*Records for processing*.
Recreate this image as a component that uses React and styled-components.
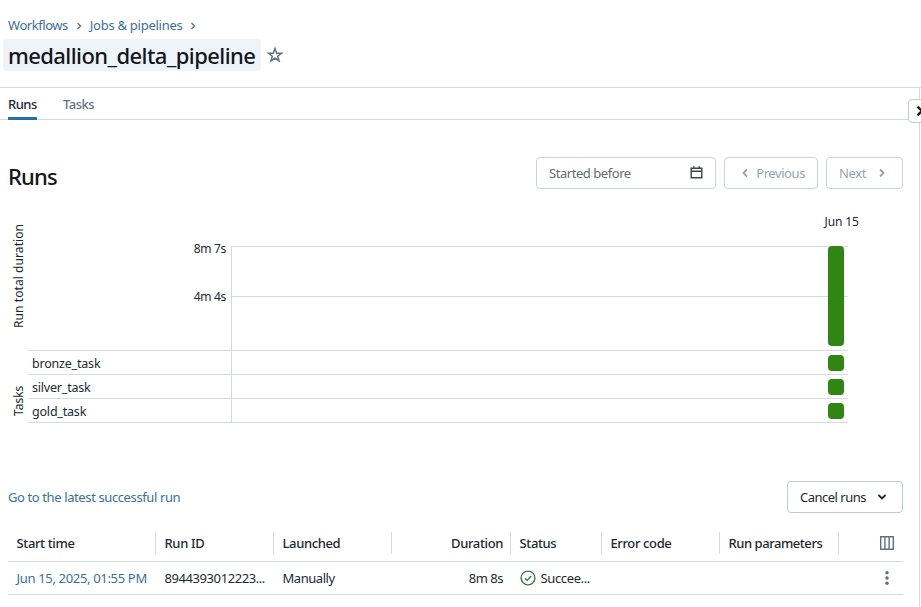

==

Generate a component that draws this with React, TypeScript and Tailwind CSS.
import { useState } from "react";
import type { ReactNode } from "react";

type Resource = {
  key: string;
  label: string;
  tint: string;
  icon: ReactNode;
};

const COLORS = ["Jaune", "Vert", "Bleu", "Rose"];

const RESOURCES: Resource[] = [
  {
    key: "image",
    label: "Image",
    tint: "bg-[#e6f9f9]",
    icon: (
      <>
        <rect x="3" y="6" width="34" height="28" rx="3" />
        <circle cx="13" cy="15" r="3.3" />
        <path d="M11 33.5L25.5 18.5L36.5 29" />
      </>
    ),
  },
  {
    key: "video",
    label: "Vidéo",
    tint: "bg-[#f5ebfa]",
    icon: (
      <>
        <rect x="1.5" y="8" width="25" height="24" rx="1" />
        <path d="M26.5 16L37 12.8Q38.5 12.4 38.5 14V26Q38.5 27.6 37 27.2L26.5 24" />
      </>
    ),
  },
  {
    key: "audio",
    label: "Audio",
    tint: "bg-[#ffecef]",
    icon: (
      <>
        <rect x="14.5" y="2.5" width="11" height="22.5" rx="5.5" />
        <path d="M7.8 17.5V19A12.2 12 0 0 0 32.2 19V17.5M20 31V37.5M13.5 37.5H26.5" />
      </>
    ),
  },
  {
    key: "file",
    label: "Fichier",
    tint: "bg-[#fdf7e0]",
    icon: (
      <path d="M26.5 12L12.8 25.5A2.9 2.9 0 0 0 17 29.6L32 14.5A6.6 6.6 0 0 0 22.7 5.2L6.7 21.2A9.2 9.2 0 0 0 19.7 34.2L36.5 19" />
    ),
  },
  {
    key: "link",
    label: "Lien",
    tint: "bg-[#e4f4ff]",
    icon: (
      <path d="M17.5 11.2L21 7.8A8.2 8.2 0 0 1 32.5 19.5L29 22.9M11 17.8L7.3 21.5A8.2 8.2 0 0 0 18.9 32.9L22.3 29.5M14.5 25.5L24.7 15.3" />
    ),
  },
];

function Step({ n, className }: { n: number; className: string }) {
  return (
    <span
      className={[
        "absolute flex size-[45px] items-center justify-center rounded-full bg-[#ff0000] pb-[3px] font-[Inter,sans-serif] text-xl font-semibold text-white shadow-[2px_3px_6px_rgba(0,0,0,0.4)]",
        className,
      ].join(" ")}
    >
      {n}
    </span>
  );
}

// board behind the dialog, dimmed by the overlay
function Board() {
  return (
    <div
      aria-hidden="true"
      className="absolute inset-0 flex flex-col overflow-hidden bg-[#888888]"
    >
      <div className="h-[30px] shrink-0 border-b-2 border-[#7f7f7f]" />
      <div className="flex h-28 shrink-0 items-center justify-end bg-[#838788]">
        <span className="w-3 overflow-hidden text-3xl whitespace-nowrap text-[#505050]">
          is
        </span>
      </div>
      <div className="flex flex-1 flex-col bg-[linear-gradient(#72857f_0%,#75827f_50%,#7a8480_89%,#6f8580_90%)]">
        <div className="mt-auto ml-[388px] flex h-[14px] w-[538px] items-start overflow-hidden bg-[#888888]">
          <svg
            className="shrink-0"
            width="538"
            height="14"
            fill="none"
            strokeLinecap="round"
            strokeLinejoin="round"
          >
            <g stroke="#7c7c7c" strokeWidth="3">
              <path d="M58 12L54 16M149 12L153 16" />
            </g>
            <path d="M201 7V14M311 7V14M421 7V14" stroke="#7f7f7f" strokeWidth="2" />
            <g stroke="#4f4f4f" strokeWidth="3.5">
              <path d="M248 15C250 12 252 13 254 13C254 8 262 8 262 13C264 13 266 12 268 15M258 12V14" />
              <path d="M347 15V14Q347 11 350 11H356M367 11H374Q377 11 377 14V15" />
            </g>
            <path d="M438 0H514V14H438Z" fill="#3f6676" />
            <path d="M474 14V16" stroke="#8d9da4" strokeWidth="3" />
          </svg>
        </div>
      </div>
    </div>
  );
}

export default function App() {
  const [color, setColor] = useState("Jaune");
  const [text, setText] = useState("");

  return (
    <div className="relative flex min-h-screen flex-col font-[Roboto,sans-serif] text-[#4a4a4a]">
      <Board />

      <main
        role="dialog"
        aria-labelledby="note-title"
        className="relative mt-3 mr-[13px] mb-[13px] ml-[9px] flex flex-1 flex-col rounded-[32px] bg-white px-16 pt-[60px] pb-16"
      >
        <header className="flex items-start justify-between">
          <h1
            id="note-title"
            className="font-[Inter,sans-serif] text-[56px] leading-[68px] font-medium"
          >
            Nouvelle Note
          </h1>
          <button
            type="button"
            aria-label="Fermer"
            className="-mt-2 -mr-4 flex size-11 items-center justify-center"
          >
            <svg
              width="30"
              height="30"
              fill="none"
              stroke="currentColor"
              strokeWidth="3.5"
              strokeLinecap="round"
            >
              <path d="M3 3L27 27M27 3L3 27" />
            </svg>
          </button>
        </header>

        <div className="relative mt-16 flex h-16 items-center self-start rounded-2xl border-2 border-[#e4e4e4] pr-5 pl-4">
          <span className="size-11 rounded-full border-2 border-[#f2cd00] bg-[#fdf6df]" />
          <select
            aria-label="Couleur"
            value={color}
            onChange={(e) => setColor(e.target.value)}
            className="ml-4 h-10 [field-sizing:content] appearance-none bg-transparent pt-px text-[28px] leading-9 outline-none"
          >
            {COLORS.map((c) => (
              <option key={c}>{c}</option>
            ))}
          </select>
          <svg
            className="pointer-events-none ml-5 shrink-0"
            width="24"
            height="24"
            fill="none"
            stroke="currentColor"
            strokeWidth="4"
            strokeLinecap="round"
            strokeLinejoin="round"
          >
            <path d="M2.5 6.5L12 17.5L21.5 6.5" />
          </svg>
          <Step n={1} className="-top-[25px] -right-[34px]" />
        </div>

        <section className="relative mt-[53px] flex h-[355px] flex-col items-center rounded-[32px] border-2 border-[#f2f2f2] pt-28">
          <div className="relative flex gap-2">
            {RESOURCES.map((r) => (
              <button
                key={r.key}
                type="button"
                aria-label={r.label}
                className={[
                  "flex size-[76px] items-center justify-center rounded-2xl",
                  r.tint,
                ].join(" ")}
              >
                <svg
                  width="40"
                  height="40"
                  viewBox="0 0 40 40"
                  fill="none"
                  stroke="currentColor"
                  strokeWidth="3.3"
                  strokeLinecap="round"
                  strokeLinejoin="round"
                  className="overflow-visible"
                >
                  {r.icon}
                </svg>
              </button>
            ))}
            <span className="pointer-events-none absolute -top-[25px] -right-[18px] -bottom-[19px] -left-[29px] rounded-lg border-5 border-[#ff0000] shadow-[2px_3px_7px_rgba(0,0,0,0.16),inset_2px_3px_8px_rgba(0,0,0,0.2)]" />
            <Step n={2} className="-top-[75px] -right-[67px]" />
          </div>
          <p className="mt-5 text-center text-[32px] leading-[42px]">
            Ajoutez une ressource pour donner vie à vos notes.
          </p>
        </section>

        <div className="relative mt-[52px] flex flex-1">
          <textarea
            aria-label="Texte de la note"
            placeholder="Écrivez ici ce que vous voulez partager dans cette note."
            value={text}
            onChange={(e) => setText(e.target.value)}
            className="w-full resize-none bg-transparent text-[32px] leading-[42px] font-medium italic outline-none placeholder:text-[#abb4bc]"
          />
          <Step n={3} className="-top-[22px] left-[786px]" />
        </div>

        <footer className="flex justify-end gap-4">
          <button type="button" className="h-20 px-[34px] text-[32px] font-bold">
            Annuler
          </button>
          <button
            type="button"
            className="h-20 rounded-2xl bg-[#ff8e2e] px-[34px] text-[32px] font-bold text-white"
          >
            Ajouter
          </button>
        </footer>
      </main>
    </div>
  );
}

*Exercise goal*.
From the entries above, select each line containing the string "component".

*Response to the task*.
Recreate this image as a component that uses React and styled-components.
Generate a component that draws this with React, TypeScript and Tailwind CSS.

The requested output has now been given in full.